I believe, and this one has not references to the Tintinverse to back it up, that he would like the harmonies of Les Compagnons de la chansons, a group of 9 males singers, active from the 1940's to the 1980's, who took worldwide popular songs, in cover them in their styles, singing in harmony.
Since they're both Belgians, Tintin would also be familiar with the work of Jacques Brel. However, I'm not sure he would like Brel. For one, Tintin would not like the narrow nationalism that implies that because they're from the same country, they must like each other (I know I don't like it when people assume that, because I'm French-Canadian, I must like Celine). For another, Brel's songs can be depressing, and I just don't associate them with Tintin's personality.

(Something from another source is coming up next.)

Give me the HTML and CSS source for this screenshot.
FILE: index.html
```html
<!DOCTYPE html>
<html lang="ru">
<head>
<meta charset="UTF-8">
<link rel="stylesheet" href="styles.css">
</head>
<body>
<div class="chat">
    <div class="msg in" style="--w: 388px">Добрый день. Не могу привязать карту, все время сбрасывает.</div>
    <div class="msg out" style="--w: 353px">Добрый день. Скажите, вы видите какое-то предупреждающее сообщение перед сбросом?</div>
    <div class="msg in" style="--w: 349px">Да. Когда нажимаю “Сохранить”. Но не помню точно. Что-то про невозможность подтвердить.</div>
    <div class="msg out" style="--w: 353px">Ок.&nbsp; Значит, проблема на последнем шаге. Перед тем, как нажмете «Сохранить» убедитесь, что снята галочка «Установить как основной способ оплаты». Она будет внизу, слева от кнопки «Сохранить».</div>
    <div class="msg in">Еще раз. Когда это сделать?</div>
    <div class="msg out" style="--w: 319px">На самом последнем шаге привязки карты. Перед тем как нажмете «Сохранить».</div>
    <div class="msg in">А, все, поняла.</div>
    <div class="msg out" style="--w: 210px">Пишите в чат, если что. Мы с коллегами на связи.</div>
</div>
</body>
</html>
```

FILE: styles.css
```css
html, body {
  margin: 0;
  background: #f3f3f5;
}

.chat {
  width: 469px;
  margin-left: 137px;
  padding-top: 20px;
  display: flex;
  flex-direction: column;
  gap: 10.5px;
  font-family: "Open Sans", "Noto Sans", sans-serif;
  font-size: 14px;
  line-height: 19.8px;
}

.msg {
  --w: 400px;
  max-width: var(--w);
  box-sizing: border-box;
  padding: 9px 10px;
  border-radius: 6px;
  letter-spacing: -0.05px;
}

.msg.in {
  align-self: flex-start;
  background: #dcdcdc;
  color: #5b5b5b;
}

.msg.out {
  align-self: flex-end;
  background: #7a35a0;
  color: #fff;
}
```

More modern artist that he would be likely to enjoy: the sung poetry of Yves Duteil, the artistry of Michel Fugain and his Big Bazar, and the urban folk of Beau Domage, and Quebec folk group, especially their song "Grand Cheminée", an ode to an industrial chimney that was "all red and white/Like the rocket of the first Tintin on the moon" (the French lyrics sound better than my clumsy translation, believe me on that one!).
Haddock's musical tastes are easier to nail down. In Temple, he quotes not one, but two different songs. When he's freed from the Incas, he starts singing the second Charles Trenet song quoted two in the series, "Le soleil a rendez-vous avec la lune" ("The sun and they moon have a date"). Earlier, while in jail, he quotes Ray Ventura's "Tout va tres bien, madame la marquise" (http://www.youtube.com/watch?v=EHRPwipKJA4) a song in which an old aristocartic woman calls her staff before coming home. ("Everything's all right, except for your favorite horses, it's dead" says the first servant.It died in the stables fire, but otherwise , everything's all right" says the second, and so on until she learns her husband committed suicide and she's ruined.) Since one is unlikely to quote songs or artists one does not like, we can concluded Archibald likes those popular French songs, and others in the same style.

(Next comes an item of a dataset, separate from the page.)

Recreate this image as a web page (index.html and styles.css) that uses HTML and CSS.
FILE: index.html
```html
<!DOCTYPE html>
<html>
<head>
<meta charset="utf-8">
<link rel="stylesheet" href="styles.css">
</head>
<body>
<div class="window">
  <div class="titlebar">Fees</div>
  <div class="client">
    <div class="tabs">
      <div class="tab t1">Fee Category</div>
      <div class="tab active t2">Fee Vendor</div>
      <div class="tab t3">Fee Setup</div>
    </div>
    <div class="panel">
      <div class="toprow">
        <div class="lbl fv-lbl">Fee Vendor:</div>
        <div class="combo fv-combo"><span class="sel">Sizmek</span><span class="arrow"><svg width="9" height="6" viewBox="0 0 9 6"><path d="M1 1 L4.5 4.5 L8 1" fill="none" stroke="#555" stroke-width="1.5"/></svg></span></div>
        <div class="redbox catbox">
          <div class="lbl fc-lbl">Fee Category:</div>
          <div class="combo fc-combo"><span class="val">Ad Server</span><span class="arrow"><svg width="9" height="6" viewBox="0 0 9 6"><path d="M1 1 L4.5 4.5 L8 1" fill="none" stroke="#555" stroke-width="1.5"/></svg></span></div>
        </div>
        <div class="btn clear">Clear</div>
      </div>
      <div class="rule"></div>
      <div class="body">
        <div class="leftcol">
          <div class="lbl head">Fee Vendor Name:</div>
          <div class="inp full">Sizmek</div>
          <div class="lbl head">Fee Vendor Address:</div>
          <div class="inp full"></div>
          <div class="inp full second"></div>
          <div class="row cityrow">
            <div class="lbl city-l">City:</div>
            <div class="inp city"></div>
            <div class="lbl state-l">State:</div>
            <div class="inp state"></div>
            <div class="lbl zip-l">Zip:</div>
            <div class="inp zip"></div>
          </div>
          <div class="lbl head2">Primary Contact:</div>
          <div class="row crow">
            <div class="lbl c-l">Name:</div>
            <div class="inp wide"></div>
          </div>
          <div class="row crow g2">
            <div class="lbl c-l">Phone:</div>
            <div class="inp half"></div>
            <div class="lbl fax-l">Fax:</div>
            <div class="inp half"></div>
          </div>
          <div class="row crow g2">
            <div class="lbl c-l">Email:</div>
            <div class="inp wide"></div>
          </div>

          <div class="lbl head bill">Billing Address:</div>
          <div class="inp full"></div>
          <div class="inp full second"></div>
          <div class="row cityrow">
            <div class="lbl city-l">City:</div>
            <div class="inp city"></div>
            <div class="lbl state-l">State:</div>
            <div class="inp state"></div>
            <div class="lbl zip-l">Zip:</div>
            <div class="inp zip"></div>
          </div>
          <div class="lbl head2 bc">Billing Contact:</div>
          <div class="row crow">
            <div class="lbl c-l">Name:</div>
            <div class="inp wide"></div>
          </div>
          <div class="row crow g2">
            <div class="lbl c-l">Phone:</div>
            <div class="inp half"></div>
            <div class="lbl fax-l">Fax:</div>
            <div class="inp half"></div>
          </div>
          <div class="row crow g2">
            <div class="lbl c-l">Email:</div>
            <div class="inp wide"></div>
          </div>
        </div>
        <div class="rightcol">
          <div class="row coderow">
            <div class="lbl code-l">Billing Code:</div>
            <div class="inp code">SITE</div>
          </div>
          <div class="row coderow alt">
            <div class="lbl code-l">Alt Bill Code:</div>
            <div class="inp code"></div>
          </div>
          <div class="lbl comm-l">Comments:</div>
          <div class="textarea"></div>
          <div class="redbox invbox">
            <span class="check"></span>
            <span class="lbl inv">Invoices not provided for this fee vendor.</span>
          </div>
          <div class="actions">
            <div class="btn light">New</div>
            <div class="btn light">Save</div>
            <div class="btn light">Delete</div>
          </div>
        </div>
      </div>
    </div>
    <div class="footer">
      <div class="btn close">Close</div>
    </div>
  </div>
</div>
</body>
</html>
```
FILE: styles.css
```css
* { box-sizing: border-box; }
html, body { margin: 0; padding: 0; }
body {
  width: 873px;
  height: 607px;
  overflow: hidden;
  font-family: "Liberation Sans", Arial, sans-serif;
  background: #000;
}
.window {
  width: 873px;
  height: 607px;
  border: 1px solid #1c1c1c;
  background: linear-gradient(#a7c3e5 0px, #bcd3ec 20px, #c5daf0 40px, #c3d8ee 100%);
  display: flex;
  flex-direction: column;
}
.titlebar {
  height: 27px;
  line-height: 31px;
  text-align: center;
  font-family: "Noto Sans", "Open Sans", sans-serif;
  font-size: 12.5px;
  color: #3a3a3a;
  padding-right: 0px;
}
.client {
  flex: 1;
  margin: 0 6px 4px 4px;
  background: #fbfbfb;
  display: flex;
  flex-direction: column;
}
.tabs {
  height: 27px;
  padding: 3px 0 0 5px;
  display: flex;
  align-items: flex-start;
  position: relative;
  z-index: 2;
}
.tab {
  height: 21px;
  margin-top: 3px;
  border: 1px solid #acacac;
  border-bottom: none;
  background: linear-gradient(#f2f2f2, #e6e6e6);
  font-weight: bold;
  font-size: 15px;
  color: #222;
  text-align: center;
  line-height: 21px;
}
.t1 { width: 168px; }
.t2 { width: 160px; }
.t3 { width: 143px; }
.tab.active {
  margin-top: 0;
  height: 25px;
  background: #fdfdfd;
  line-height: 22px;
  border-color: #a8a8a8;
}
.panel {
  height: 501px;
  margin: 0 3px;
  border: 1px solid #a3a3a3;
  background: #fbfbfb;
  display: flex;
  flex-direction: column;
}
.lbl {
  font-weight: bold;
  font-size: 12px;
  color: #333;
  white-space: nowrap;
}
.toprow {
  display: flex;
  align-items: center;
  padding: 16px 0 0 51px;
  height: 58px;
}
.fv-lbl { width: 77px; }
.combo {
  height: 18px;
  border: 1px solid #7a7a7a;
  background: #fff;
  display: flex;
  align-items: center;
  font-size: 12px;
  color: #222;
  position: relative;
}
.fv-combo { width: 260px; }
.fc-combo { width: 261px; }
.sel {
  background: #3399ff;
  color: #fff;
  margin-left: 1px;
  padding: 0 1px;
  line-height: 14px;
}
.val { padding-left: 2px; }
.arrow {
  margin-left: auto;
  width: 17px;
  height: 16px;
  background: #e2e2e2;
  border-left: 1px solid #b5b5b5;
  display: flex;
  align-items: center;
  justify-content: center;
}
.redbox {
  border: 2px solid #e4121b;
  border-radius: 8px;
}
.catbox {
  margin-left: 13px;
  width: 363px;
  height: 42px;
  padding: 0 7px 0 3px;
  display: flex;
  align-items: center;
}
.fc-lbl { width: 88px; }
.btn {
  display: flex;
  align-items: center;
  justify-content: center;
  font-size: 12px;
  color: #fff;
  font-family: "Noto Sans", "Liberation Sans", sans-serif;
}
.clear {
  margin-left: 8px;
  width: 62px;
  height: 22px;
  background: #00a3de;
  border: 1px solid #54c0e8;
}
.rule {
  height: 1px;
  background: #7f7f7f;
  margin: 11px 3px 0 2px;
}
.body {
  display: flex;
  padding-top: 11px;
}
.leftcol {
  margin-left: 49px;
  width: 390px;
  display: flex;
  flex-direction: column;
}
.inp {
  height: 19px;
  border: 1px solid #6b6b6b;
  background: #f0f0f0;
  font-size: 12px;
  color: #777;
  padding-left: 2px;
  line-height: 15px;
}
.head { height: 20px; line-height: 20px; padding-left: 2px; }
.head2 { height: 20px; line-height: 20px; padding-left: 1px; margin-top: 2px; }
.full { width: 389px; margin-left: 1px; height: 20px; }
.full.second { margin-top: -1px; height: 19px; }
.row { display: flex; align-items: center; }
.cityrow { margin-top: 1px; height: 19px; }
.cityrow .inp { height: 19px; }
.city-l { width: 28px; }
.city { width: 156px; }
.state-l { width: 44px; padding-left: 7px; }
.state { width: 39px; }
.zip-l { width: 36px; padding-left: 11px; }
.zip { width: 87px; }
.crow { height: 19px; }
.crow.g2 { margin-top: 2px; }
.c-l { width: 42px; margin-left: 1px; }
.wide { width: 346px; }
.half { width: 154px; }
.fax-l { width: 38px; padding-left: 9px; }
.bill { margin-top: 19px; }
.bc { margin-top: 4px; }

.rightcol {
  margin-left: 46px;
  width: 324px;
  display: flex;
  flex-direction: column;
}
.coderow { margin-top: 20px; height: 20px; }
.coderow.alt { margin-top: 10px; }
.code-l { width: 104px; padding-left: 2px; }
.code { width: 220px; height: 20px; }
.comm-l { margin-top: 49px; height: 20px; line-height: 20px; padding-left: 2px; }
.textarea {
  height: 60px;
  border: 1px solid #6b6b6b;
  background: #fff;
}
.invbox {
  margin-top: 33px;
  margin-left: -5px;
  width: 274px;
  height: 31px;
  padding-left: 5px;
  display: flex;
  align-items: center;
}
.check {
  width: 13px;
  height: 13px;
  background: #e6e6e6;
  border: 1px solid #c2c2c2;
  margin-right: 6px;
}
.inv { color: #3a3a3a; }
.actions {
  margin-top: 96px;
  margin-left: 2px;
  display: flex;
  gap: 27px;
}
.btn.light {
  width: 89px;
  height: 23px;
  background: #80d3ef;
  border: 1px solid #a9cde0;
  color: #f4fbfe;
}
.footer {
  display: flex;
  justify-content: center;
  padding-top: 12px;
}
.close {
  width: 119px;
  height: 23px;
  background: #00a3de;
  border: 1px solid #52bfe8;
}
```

I'm not sure what our favorite twin detectives like in terms of music, but I always thought they like a song from Les Miladys, a 60's Quebec pop group that I discovered in my parents collection of 45's. In this particular song, the lead signer sings about being lonely on a trip to Paris, until she spots "two gentlemen, both fashionably dressed and identical" who guide and accompany her around town. The title of the song is, of course, "M. Dupont".